Protestant, Orthodox and Catholic Christians in Europe recently took another big step to building closer relationships with each other. This report is adapted from a report by Luca Maria Negro for “Evangelical Worship” on Radio RAI 1.
Twelve days ago, in the very special setting of the Abbey of the Tre Fontane in Rome, Orthodox Archbishop Nikitas of Thyateira and Great Britain who is the president of the Conference of European Churches (an ecumenical organization which brings together Protestants and Orthodox) and Gintaras Grusas, the Catholic archbishop of Vilnius who is the head of the Council of European Bishops’ Conferences (CCEE), signed an updated version of The Ecumenical Charter – Guidelines for the Growing Cooperation among the Churches in Europe. The original Ecumenical Charter was signed in 2001.
The Ecumenical Charter is a short document that indicates a series of “commitments” that Europe´s Protestant, Orthodox, and Roman Catholic churches are making to advance ecumenical collaboration on the “Old Continent.” In the first Ecumenical Charter in 2001, there were 26 “commitments”; in the initial draft of the new updated version, made public in July 2024, the number of commitments had more than doubled to 55. However, during the following months, Europe´s churches and ecumenical organizations sent in about 70 reactions and proposals for changes. As a result, the number of “commitments” rose to 68. Taken together, these “commitments” express the shared intention of the European churches to make ecumenism not an episodic but a continuing, even daily concern in their life together.

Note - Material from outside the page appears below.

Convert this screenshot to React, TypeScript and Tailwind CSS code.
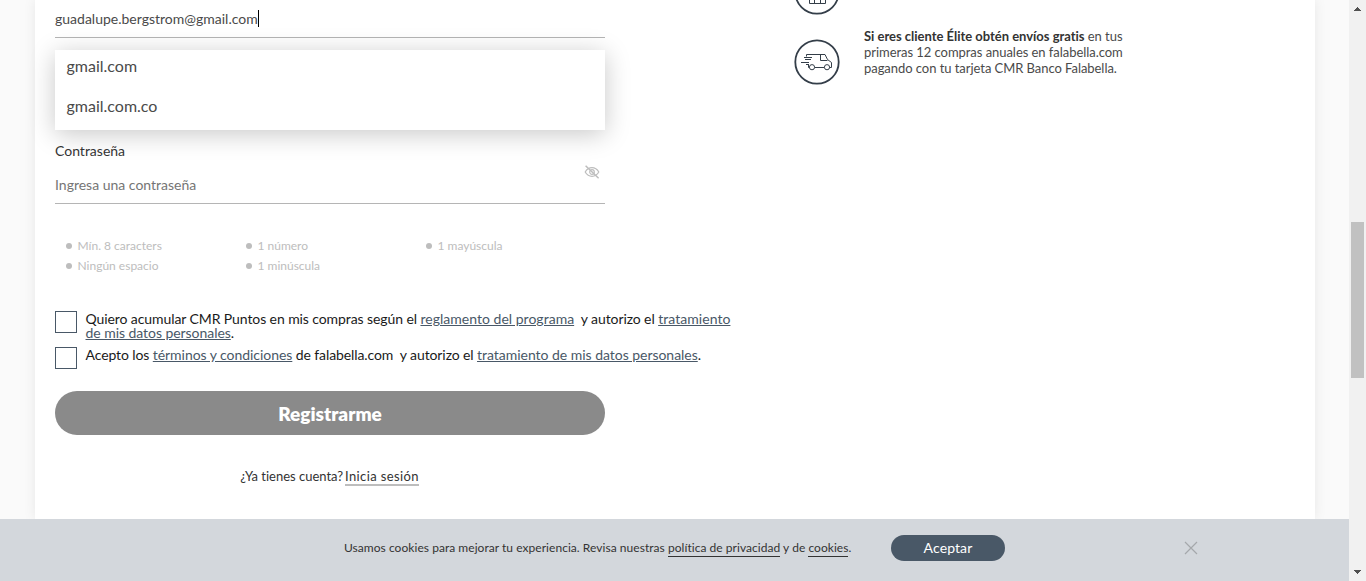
import React from 'react';

function Requirement({ children }: { children: React.ReactNode }) {
  return (
    <li className="flex h-5 w-[180px] items-center whitespace-nowrap text-[12px] text-[#bdbdbd]">
      <span className="mr-[6px] size-[6px] rounded-full bg-[#bdbdbd]" />
      {children}
    </li>
  );
}

function TermsLink({ children }: { children: React.ReactNode }) {
  return <a href="#" className="text-[#495867] underline">{children}</a>;
}

function Checkbox() {
  return <span role="checkbox" aria-checked="false" className="size-[22px] shrink-0 border border-[#495867]" />;
}

function HiddenEye() {
  return (
    <svg width="16" height="16" viewBox="0 0 16 16" fill="none" stroke="#bdbdbd" strokeWidth="1.2">
      <path d="M1.2 8C4.6 2.2 11.4 2.2 14.8 8C11.4 13.8 4.6 13.8 1.2 8Z" />
      <circle cx="8" cy="8" r="2.3" />
      <path d="M1.6 1.8L14.6 14.2" strokeWidth="1.5" />
    </svg>
  );
}

function Van() {
  return (
    <svg width="46" height="46" viewBox="0 0 46 46" fill="none" stroke="#343e49" strokeWidth="1">
      <circle cx="23" cy="23" r="21.7" strokeWidth="1.8" />
      <path d="M12.5 17.5V15.5H31L33.5 20.5L37.5 23.5V28.5H35.5M30 28.5H21M15.5 28.5H14.5V25" />
      <path d="M26.5 16V21.5H33.5M10 18.5H18M11 20.5H17M7 23.5H15M12 25.5H14" />
      <circle cx="18" cy="28.2" r="2.6" />
      <circle cx="33" cy="28.2" r="2.6" />
    </svg>
  );
}

function Gift() {
  return (
    <svg width="46" height="15" viewBox="0 31 46 15" fill="none" stroke="#343e49" strokeWidth="1">
      <circle cx="23" cy="23" r="21.7" strokeWidth="1.8" />
      <path d="M15.5 28V34.5H31.5V28M20.5 28V34.5M26.5 28V34.5" />
    </svg>
  );
}

function RegisterForm() {
  return (
    <form className="w-[700px] shrink-0">
      <div className="flex h-[38px] w-[550px] items-center border-b border-[#b5b5b5] text-[14px] text-[#4a4a4a]">
        <span>guadalupe.bergstrom@gmail.com</span>
        <span className="h-[17px] w-px bg-black" />
      </div>
      <ul className="mt-3 h-20 w-[550px] bg-white pl-[11.5px] text-[16px] text-[#4a4a4a] shadow-[0_4px_24px_rgba(0,0,0,0.22)]">
        <li className="h-10 leading-[32px]">gmail.com</li>
        <li className="h-10 leading-[32px]">gmail.com.co</li>
      </ul>
      <div className="w-[550px] border-b border-[#b5b5b5]">
        <label className="block h-[30px] pt-[12px] text-[14px] leading-[18px] text-[#333333]">Contraseña</label>
        <div className="flex h-[43px] justify-between pr-[5px]">
          <span className="pt-[15px] text-[14px] leading-[20px] text-[#757575]">Ingresa una contraseña</span>
          <span className="pt-[4px]"><HiddenEye /></span>
        </div>
      </div>
      <ul className="ml-[10.5px] mt-8 flex h-10 w-[540px] flex-wrap">
        <Requirement>Mín. 8 caracters</Requirement>
        <Requirement>1 número</Requirement>
        <Requirement>1 mayúscula</Requirement>
        <Requirement>Ningún espacio</Requirement>
        <Requirement>1 minúscula</Requirement>
      </ul>
      <div className="mt-[35px] flex h-9 gap-[8.5px] text-[14px] leading-[14px] text-[#1a1a1a]">
        <Checkbox />
        <p className="whitespace-nowrap pt-px tracking-[-0.09px]">
          Quiero acumular CMR Puntos en mis compras según el <span className="tracking-[0.02px]"><TermsLink>reglamento del programa</TermsLink></span>&nbsp; y autorizo el <span className="tracking-[0.05px]"><TermsLink>tratamiento</TermsLink></span><br />
          <span className="tracking-[-0.05px]"><TermsLink>de mis datos personales</TermsLink></span>.
        </p>
      </div>
      <div className="flex h-11 gap-[8.5px] text-[14px] leading-[14px] text-[#1a1a1a]">
        <Checkbox />
        <p className="whitespace-nowrap pt-px tracking-[-0.1px]">
          Acepto los <span className="tracking-[-0.05px]"><TermsLink>términos y condiciones</TermsLink></span> de falabella.com&nbsp; y autorizo el <span className="tracking-[-0.03px]"><TermsLink>tratamiento de mis datos personales</TermsLink></span>.
        </p>
      </div>
      <button type="button" className="block h-11 w-[550px] rounded-full bg-[#8a8a8a] pt-[2px] text-[19px] font-extrabold text-white">
        Registrarme
      </button>
      <p className="mt-[33px] flex w-[549px] justify-center whitespace-nowrap text-[13px] leading-[17px] text-[#333333]">
        <span className="mr-[2px] tracking-[-0.01px]">¿Ya tienes cuenta?</span>
        <a href="#" className="h-[18px] border-b-2 border-[#bdbdbd] tracking-[0.38px]">Inicia sesión</a>
      </p>
    </form>
  );
}

function Benefits() {
  return (
    <aside className="ml-[39px]">
      <Gift />
      <div className="mt-6 flex">
        <Van />
        <p className="ml-6 mt-[-11px] whitespace-nowrap text-[13px] leading-4 tracking-[-0.05px] text-[#4a4a4a]">
          <b className="tracking-[-0.02px] text-[#333333]">Si eres cliente Élite obtén envíos gratis</b> en tus<br />
          primeras 12 compras anuales en falabella.com<br />
          pagando con tu tarjeta CMR Banco Falabella.
        </p>
      </div>
    </aside>
  );
}

function CookieBar() {
  return (
    <footer className="flex h-[62px] shrink-0 items-center bg-[#d3d7dc] pb-[4px] pl-[344px]">
      <p className="w-[547px] whitespace-nowrap text-[12px] leading-[16px] tracking-[0.045px] text-[#333333]">
        Usamos cookies para mejorar tu experiencia. Revisa nuestras <a href="#" className="border-b border-[#333333] pb-px">política de privacidad</a> y de <a href="#" className="border-b border-[#333333] pb-px">cookies</a>.
      </p>
      <button type="button" className="h-[26px] w-[114px] rounded-full bg-[#495867] pb-px text-[14px] tracking-[0.1px] text-white">Aceptar</button>
      <svg className="ml-[179px]" width="14" height="14" viewBox="0 0 14 14" stroke="#a5a8ab" strokeWidth="1.2">
        <path d="M1 1L13 13M13 1L1 13" />
      </svg>
    </footer>
  );
}

function Scrollbar() {
  return (
    <div className="flex h-full w-[17px] flex-col items-center bg-[#f1f1f1]">
      <svg width="17" height="17" fill="#505050" shapeRendering="crispEdges"><path d="M5 11L8.5 7L12 11Z" /></svg>
      <div className="mt-[205px] h-[156px] w-[13px] bg-[#c1c1c1]" />
      <svg className="mt-auto" width="17" height="17" fill="#505050" shapeRendering="crispEdges"><path d="M5 6L8.5 10L12 6Z" /></svg>
    </div>
  );
}

export default function App() {
  return (
    <div className="flex h-[581px] w-[1366px] overflow-hidden font-['Lato',sans-serif]">
      <div className="flex w-[1349px] flex-col bg-[#fafafa]">
        <main className="h-[519px] overflow-hidden pl-[35px] pr-[34px]">
          <div className="flex h-full w-[1280px] bg-white pl-5 shadow-[0_0_12px_rgba(0,0,0,0.08)]">
            <RegisterForm />
            <Benefits />
          </div>
        </main>
        <CookieBar />
      </div>
      <Scrollbar />
    </div>
  );
}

The new Ecumenical Charter, like its predecessor, is a streamlined document, but it has been enriched with new paragraphs dedicated to young people, migrants and refugees, and the problems posed by new technologies. Of particular note are: a “commitment” to read and study the Bible together and to encourage ecumenical biblical translations; a “commitment” to denounce all abusive behavior that takes place in churches and to call to account the guilty and those who protect them; and a comprehensive “commitment” to renounce proselytism towards Jews, to oppose Islamophobia, to promote dialogue with Muslims, to promote intercultural and interreligious education in support of mutual respect and peaceful coexistence and to advocate and facilitate nonviolent approaches to conflict resolution.

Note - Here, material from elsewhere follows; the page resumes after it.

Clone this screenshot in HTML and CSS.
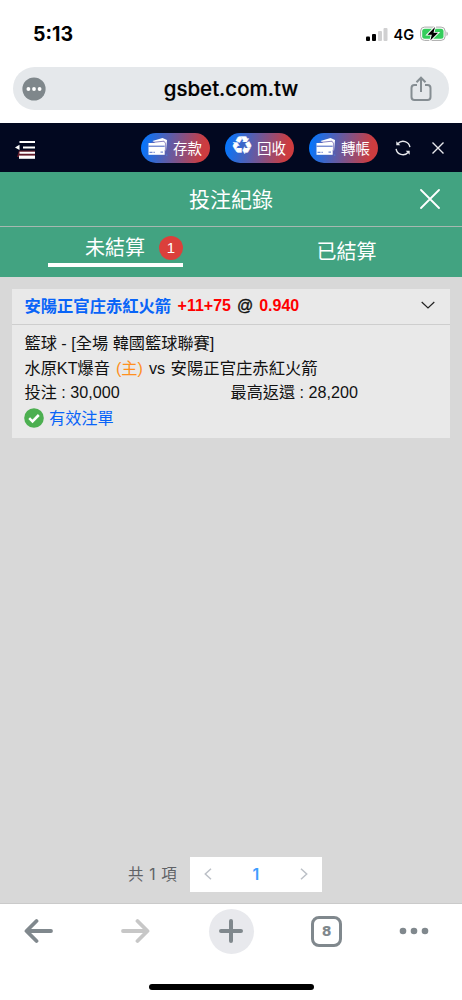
FILE: index.html
```html
<!DOCTYPE html>
<html lang="zh-Hant">
<head>
<meta charset="utf-8">
<meta name="viewport" content="width=device-width, initial-scale=1">
<title>投注紀錄</title>
<link rel="stylesheet" href="styles.css">
</head>
<body>
<svg width="0" height="0" class="defs">
  <symbol id="cards" viewBox="0 0 20 18">
    <path d="M4.500 3 14.500 0 19 2 18 13z" fill="#fff"/>
    <path d="M3.500 4.500 16 3.200 17.300 5v9" stroke="#685fae" stroke-width=".8" fill="none"/>
    <path d="M.5 5H16.700v11.800H.5z" fill="#fff"/>
    <path d="M.5 8.200h16.200" stroke="#405fc0" stroke-width="1"/>
    <path d="M1.500 14.300h3M5.500 14.300h1.300M12.500 14.100h2.500" stroke="#405fc0" stroke-width=".9"/>
    <circle cx="18.800" cy="17" r=".5" fill="#4da1ff"/>
  </symbol>
</svg>
<header class="browser-head">
  <div class="status">
    <span class="time">5:13</span>
    <div class="indicators">
      <svg width="22" height="14" viewBox="0 0 22 14"><rect x="0" y="9.500" width="4" height="4.500" rx="1"/><rect x="6" y="7" width="4" height="7" rx="1"/><rect x="12" y="4" width="4" height="10" rx="1" fill="#d0d0d1"/><rect x="17.500" y="1" width="4" height="13" rx="1" fill="#d0d0d1"/></svg>
      <span class="network">4G</span>
      <svg width="29" height="16" viewBox="0 0 29 16"><rect x=".6" y="1.100" width="24.500" height="13.300" rx="4" fill="#fff" stroke="#aaa"/><rect x="2.200" y="2.800" width="21.300" height="10" rx="2.500" fill="#35cd5c"/><path d="M26.500 5.500c1.800.8 1.800 3.800 0 4.600z" fill="#aaa"/><path d="M15 1 7.500 8.700h4.300L10.300 14.500 18 6.800h-4.500z" stroke="#fff" stroke-width="1.800" paint-order="stroke"/></svg>
    </div>
  </div>
  <div class="address">
    <svg width="24" height="24" viewBox="0 0 24 24"><circle cx="12" cy="12" r="11.600" fill="#7f878b"/><g fill="#fff"><circle cx="6.400" cy="12" r="1.900"/><circle cx="12" cy="12" r="1.900"/><circle cx="17.600" cy="12" r="1.900"/></g></svg>
    <span class="url">gsbet.com.tw</span>
    <svg width="22" height="26" viewBox="0 0 22 26" fill="none" stroke="#858d92" stroke-width="2"><path d="M7 9H4.500A3 3 0 0 0 1.500 12v9a3 3 0 0 0 3 3h13a3 3 0 0 0 3-3v-9a3 3 0 0 0-3-3H15M11 16V2M6.500 6.200 11 1.700l4.500 4.500"/></svg>
  </div>
</header>
<nav class="site-bar">
  <svg class="menu" width="22" height="22" viewBox="0 0 22 22"><path d="M4 11.500h16V18H2z" fill="#621c2a"/><path d="M4.500 3H20M8 8.400h12M4.500 13.800H20" stroke="#fff" stroke-width="2"/><path d="M4 18.200H20" stroke="#fff" stroke-width="3.200"/><path d="M0 8.400 4.500 5.800V11z" fill="#fff"/></svg>
  <div class="pills">
    <span class="pill"><svg width="20" height="18"><use href="#cards"/></svg>存款</span>
    <span class="pill"><span class="recycle">♻</span>回收</span>
    <span class="pill"><svg width="20" height="18"><use href="#cards"/></svg>轉帳</span>
  </div>
  <svg class="refresh" width="16" height="16" viewBox="0 0 16 16" fill="none" stroke="#e8e9ed" stroke-width="1.400"><path d="M3 3.500A6.900 6.900 0 0 1 14.900 7.200M13 12.500A6.900 6.900 0 0 1 1.100 8.800"/><path d="M1.300 1.300v3.900h4zM14.700 14.700v-3.900h-4z" fill="#e8e9ed" stroke="none"/></svg>
  <svg class="bar-close" width="12" height="12" viewBox="0 0 12 12"><path d="m.5.5 11 11m0-11-11 11" stroke="#e8e9ed" stroke-width="1.400"/></svg>
</nav>
<section class="title-bar">
  <h1>投注紀錄</h1>
  <svg class="title-close" width="20" height="20" viewBox="0 0 20 20"><path d="m1 1 18 18m0-18L1 19" stroke="#fff" stroke-width="1.800" stroke-linecap="round"/></svg>
</section>
<section class="tabs">
  <div class="tab active"><div class="tab-label">未結算<span class="badge">1</span></div></div>
  <div class="tab">已結算</div>
</section>
<main>
  <article class="bet">
    <header class="bet-head"><span class="team">安陽正官庄赤紅火箭</span><span class="red spread">+11+75</span><span class="at">@</span><span class="red">0.940</span>
      <svg class="chevron" width="14" height="9" viewBox="0 0 14 9"><path d="m.7 1 6.300 6 6.300-6" fill="none" stroke="#222" stroke-width="1.200"/></svg></header>
    <div class="bet-body">
      <div>籃球 - [全場 韓國籃球聯賽]</div>
      <div>水原KT爆音 <span class="home">(主)</span> vs <span class="away">安陽正官庄赤紅火箭</span></div>
      <div class="amounts"><span>投注 : 30,000</span><span>最高返還 : 28,200</span></div>
      <div class="valid"><svg width="20" height="20" viewBox="0 0 20 20"><circle cx="10" cy="10" r="9.800" fill="#4caf50"/><path d="m5.200 10.200 3.300 3.200L14.800 7" fill="none" stroke="#fff" stroke-width="2.500"/></svg>有效注單</div>
    </div>
  </article>
  <div class="pagination"><span class="total">共 1 項</span>
    <div class="pager"><svg width="8" height="12" viewBox="0 0 8 12"><path d="M7 .8 1.300 6 7 11.200"/></svg><b>1</b><svg width="8" height="12" viewBox="0 0 8 12"><path d="M1 .8 6.700 6 1 11.200"/></svg></div>
  </div>
</main>
<footer>
  <div class="tools">
    <svg width="30" height="26" viewBox="0 0 30 26" fill="none" stroke="#80888d" stroke-width="3.800" stroke-linecap="round" stroke-linejoin="round"><path d="M27 13H3M12.500 3 2.500 13l10 10"/></svg>
    <svg width="30" height="26" viewBox="0 0 30 26" fill="none" stroke="#c7c7c7" stroke-width="3.800" stroke-linecap="round" stroke-linejoin="round"><path d="M3 13h24M17.500 3l10 10-10 10"/></svg>
    <span class="new-tab"><svg width="24" height="24" viewBox="0 0 24 24"><path d="M2 12h20M12 2v20" stroke="#80888d" stroke-width="4" stroke-linecap="round"/></svg></span>
    <span class="tab-count">8</span>
    <svg width="30" height="10" viewBox="0 0 30 10" fill="#80888d"><circle cx="4" cy="5" r="3.300"/><circle cx="15" cy="5" r="3.300"/><circle cx="26" cy="5" r="3.300"/></svg>
  </div>
  <div class="home-bar"></div>
</footer>
</body>
</html>
```
FILE: styles.css
```css
* { box-sizing: border-box; }
body { margin: 0; width: 462px; height: 1000px; display: flex; flex-direction: column; overflow: hidden; background: #fff; color: #111; font-family: "Liberation Sans", "Noto Sans CJK TC", sans-serif; }
svg { display: block; flex: none; }
.defs { position: absolute; }
.browser-head { height: 123px; flex: none; padding: 0 13px; }
.status { height: 67px; display: flex; justify-content: space-between; padding: 21px 0 0 20px; font-family: Inter, sans-serif; color: #000; }
.time { font-size: 19.500px; line-height: 26px; font-weight: 700; }
.indicators { display: flex; height: 26px; align-items: center; }
.network { font-size: 14.500px; font-weight: 600; margin: 0 6px 0 5px; }
.address { height: 43px; border-radius: 22px; background: #e5e8eb; display: flex; align-items: center; padding: 0 17px 0 9px; }
.url { flex: 1; text-align: center; padding-left: 6px; font: 500 20.500px/43px Inter, sans-serif; color: #000; -webkit-text-stroke: .2px #000; }
.site-bar { height: 49px; flex: none; background: #020820; display: flex; align-items: center; padding: 0 18px 0 15px; }
.menu { margin-top: 4px; }
.pills { display: flex; gap: 15px; margin-left: 104px; }
.pill { width: 69px; height: 30px; border-radius: 15px; background: linear-gradient(100deg, #0875fa 5%, #cd3c3f 88%); display: flex; align-items: center; padding-left: 7px; color: #fff; font-size: 14.500px; gap: 5px; white-space: nowrap; }
.pill svg { margin-top: -2px; }
.recycle { width: 20px; font: 25px/20px "DejaVu Sans", sans-serif; margin-top: -4px; display: flex; justify-content: center; -webkit-text-stroke: .3px #fff; }
.refresh { margin-left: 17px; }
.bar-close { margin-left: auto; }
.title-bar { height: 55px; flex: none; background: #42a381; border-bottom: 1px solid #a7b8b1; position: relative; display: flex; justify-content: center; align-items: center; color: #fff; }
h1 { margin: 0; padding-top: 1px; font-size: 21px; font-weight: 400; line-height: 30px; }
.title-close { position: absolute; right: 22px; top: 17px; }
.tabs { height: 50px; flex: none; background: #42a381; display: grid; grid-template-columns: 1fr 1fr; color: #fff; font-size: 20px; }
.tab { line-height: 50px; text-align: center; }
.active { padding: 3px 48px 0; line-height: 34px; }
.tab-label { height: 37px; border-bottom: 4px solid #fff; padding-top: 3px; display: flex; justify-content: flex-end; align-items: center; gap: 14px; white-space: nowrap; }
.badge { width: 24px; height: 24px; border-radius: 50%; background: #db403b; text-align: center; font-size: 15px; line-height: 24px; }
main { flex: 1; background: #d8d8d8; padding: 12px 12px 11px; display: flex; flex-direction: column; border-bottom: 1px solid #cacaca; }
.bet { height: 149px; background: #e9e9e9; }
.bet-head { height: 36px; border-bottom: 1px solid #cecece; padding: 0 15px 1.500px 12.500px; display: flex; align-items: center; font-size: 16px; line-height: 24px; font-weight: 700; white-space: nowrap; }
.team { color: #0864f8; font-size: 16.300px; font-weight: 700; }
.red { color: #f00; }
.spread { margin-left: 6.500px; }
.at { margin: 0 6px; font-weight: 400; -webkit-text-stroke: .4px #111; }
.chevron { margin: -1px 0 0 auto; }
.bet-body { padding: 6px 12.500px; font-size: 16.200px; line-height: 24.700px; white-space: nowrap; }
.home { color: #ff901e; margin: 0 1.500px; }
.away { font-size: 16.350px; margin-left: 1px; }
.amounts { display: grid; grid-template-columns: 206px 1fr; font-size: 16.150px; }
.valid { display: flex; align-items: center; gap: 5px; line-height: 27px; color: #0864f8; }
.valid svg { margin-left: -.5px; margin-top: -1px; }
.pagination { margin-top: auto; height: 35px; display: flex; align-items: center; padding-left: 116px; font-family: Inter, "Noto Sans CJK TC", sans-serif; font-size: 15.500px; }
.total { color: #606266; width: 62px; white-space: nowrap; letter-spacing: .7px; padding-bottom: 3px; }
.pager { width: 132px; height: 35px; background: #fff; display: flex; justify-content: space-between; align-items: center; padding: 0 14px 2px; }
.pager path { fill: none; stroke: #bcc0c7; stroke-width: 1.500; }
.pager b { color: #409eff; font-weight: 600; font-size: 16px; }
footer { height: 96px; flex: none; background: #fff; padding-top: 4px; }
.tools { height: 46px; display: grid; grid-template-columns: 96px 88.500px 102.500px 88px 30px; align-items: center; padding-left: 24px; }
.new-tab { width: 45px; height: 45px; border-radius: 50%; background: #e8e9ed; display: grid; place-items: center; }
.tab-count { width: 31px; height: 31px; border: 3px solid #80888d; border-radius: 8px; color: #80888d; text-align: center; font: 700 14px/25px "DejaVu Sans", sans-serif; }
.home-bar { width: 165px; height: 6px; border-radius: 3px; background: #000; margin: 30px auto 0; }
```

The new Charter is not perfect. Unfortunately, it gives little attention to the need to strengthen the position of women in the Church and in society and does not address at all the need for the churches to welcome sexual minorities in their worship and community life. It is also too bad that, unlike the first version of the Ecumenical Charter, which was signed at European ecumenical meeting in Strasbourg, the signing of the new Charter took place in a substantially private meeting. Even so, the good news is that new Ecumenical Charter expresses a “commitment” to “encourage and support ecumenical grassroots networks.”
The author, Luca Negro, is an Italian Protestant pastor who has served as a local parish pastor, as well as a press officer for the Conference of European Churches and as president of the Federation of Protestant Churches in Italy.
Over many decades, Waldensians have been active participants in the Ecumenical Charter process.